GIVEN TASK -> In the data below, find every line that has the string "styles", and copy it.

EXERCISE INPUTS ->

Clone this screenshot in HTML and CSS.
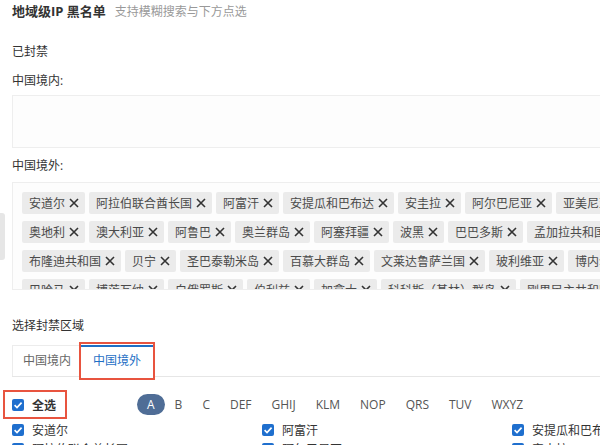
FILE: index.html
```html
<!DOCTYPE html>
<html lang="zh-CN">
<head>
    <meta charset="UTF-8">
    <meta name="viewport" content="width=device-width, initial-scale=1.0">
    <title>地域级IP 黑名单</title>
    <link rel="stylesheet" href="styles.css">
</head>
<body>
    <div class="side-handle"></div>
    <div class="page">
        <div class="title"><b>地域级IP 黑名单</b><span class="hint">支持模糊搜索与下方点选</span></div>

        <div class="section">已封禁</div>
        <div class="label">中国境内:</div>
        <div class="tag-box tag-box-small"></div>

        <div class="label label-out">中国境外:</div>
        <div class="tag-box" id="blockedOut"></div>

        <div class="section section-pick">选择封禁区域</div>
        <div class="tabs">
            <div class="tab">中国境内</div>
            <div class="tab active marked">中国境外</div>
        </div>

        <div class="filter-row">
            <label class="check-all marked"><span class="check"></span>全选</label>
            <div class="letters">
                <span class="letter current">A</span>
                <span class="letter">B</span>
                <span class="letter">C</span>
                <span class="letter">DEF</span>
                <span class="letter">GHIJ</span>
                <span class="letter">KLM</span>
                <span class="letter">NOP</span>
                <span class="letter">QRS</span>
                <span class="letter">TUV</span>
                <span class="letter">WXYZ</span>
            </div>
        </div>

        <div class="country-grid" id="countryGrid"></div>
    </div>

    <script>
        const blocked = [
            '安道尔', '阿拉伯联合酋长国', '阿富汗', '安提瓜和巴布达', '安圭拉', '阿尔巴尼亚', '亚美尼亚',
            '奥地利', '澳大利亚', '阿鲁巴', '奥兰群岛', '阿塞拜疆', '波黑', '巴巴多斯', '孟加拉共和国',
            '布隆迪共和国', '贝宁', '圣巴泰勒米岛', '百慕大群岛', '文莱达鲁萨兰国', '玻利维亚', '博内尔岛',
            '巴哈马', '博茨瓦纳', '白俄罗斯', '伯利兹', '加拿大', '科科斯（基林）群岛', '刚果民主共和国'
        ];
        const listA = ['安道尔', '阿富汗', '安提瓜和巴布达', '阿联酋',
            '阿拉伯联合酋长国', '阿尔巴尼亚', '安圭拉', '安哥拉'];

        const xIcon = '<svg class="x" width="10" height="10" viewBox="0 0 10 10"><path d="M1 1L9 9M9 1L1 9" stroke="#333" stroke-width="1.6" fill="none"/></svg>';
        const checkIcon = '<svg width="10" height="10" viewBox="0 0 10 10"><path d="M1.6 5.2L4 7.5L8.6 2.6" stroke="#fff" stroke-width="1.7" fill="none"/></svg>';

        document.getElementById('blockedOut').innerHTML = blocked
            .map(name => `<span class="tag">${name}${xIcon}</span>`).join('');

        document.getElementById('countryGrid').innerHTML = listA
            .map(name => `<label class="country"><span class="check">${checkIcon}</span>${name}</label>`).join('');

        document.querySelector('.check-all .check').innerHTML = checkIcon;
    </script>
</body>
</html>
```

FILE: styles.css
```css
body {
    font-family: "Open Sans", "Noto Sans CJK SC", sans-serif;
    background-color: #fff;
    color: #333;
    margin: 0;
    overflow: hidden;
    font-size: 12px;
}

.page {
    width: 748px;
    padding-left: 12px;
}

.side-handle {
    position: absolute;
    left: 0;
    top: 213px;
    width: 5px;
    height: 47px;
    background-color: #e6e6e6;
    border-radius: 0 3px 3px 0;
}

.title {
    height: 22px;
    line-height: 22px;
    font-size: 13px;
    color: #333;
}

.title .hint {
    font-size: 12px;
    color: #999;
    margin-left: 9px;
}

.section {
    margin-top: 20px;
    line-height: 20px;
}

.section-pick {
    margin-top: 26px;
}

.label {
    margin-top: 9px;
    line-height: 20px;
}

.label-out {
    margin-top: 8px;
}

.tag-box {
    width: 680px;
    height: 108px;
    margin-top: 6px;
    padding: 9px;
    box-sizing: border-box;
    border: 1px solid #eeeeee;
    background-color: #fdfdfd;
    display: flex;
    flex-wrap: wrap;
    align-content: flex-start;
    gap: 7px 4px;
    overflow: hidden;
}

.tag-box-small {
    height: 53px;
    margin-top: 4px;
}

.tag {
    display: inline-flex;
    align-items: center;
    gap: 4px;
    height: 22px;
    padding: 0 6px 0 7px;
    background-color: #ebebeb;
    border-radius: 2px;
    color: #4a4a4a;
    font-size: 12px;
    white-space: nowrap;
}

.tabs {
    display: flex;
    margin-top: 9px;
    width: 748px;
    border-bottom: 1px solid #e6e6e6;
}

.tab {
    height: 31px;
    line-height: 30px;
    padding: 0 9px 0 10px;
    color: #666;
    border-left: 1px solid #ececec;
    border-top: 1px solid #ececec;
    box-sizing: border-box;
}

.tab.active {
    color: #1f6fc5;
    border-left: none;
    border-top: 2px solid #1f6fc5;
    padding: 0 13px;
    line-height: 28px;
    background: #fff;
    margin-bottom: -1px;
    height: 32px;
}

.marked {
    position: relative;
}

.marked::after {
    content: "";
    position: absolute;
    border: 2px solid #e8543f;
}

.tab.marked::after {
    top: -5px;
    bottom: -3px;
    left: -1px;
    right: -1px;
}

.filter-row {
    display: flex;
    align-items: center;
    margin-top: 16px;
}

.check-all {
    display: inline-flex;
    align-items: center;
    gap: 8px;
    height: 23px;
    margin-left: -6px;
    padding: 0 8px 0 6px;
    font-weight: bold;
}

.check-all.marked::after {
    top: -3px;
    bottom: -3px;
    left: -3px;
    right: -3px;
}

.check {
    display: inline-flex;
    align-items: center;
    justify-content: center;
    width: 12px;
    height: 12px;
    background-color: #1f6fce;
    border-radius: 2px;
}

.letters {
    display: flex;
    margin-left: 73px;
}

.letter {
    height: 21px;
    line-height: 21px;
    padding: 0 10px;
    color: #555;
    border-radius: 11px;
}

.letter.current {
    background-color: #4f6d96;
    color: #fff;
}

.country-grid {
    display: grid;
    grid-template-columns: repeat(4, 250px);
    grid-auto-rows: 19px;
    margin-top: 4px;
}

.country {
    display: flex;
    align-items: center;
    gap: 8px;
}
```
--
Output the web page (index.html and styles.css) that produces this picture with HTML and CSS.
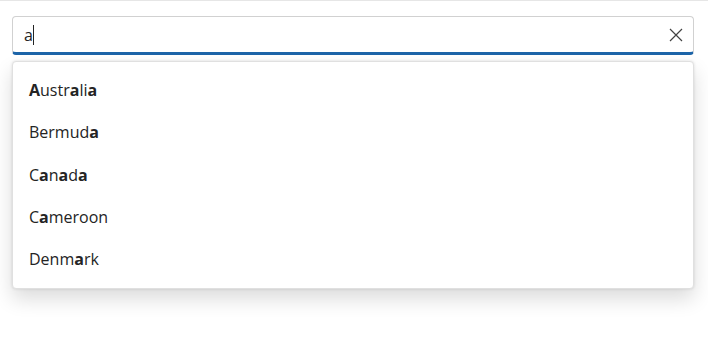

EXERCISE ANSWER ->
    <link rel="stylesheet" href="styles.css">
FILE: styles.css
Output the web page (index.html and styles.css) that produces this picture with HTML and CSS.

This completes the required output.